Lulworth Castle is actually an old hunting lodge whose structure mimics that of a castle. Situated in East Lulworth in the Dorset region of England, it dates back to the early 17th century. Commissioned by Thomas Howard, 3rd Viscount Bindon, from the architect Inigo Jones, construction began in 1588 and ended in 1609. In 1641, Humphrey Weld purchased it from Thomas Howard's heir, Lord Howard of Walden. During the English Civil War the castle was seized by the Roundheads (supporters of Parliament), who used it as a garrison, but the Weld regained the property at the end of the war. A Roman Catholic chapel was built on its grounds in 1786. After the French Revolution, surviving members of the French royal family were allowed to use the castle as one of their residences in exile.
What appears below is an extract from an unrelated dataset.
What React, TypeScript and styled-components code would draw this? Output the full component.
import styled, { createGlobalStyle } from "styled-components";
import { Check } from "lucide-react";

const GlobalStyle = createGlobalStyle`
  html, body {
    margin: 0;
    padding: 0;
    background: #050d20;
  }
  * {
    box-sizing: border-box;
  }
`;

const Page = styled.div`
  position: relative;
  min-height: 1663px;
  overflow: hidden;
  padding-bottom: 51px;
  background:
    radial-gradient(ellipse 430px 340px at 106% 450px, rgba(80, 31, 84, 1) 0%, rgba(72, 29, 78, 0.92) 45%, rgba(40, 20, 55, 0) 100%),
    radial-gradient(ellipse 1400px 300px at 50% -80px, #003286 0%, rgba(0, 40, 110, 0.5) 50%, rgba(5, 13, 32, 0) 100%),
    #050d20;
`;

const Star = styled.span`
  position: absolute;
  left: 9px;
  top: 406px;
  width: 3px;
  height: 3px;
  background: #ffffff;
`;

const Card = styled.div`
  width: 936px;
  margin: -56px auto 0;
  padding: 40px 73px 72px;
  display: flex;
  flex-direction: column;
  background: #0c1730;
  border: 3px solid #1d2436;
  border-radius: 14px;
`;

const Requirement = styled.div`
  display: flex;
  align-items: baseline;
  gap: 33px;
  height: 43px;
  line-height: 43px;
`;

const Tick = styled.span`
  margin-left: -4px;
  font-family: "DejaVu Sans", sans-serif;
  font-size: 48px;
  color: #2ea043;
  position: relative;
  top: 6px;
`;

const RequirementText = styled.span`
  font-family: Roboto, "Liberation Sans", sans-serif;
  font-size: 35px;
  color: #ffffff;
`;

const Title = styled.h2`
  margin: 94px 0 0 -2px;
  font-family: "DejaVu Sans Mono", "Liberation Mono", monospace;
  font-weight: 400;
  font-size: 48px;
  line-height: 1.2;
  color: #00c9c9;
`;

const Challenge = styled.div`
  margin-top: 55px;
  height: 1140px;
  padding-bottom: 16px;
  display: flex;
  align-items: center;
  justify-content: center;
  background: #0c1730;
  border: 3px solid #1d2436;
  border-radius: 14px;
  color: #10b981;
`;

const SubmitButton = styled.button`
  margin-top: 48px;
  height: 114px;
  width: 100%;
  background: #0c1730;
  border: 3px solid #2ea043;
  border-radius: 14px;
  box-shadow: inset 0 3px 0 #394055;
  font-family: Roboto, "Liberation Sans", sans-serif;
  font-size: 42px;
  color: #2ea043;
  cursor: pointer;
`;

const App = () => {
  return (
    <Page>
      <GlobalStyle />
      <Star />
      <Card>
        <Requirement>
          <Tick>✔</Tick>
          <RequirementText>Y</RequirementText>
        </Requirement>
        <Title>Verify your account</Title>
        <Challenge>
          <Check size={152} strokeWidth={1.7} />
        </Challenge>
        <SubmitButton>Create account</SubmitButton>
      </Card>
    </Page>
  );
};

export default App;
Charles X of France also stayed briefly at Lulworth after the July Revolution of 1830.
WHY THIS PLACE
In August 1929 the castle was destroyed by fire and reduced to a roofless ruin. In the 1970s restoration work began, with the help of English Heritage (an English charity association that manages more than 400 historic buildings). The renovation, completed in 1988, included a new roof and restoration of the surviving interior walls, but did not reconstruct the upper floors destroyed by the fire. Today the castle is still owned by the Weld family and has become a tourist attraction housing a museum and hosting medieval themed events and weddings. Portions of the Lulworth Estate are in use as a MoD (Ministry of Defence) shooting range and as a wildlife preserve.
Since 2017, the venue has also become the venue for the Bestival music festival.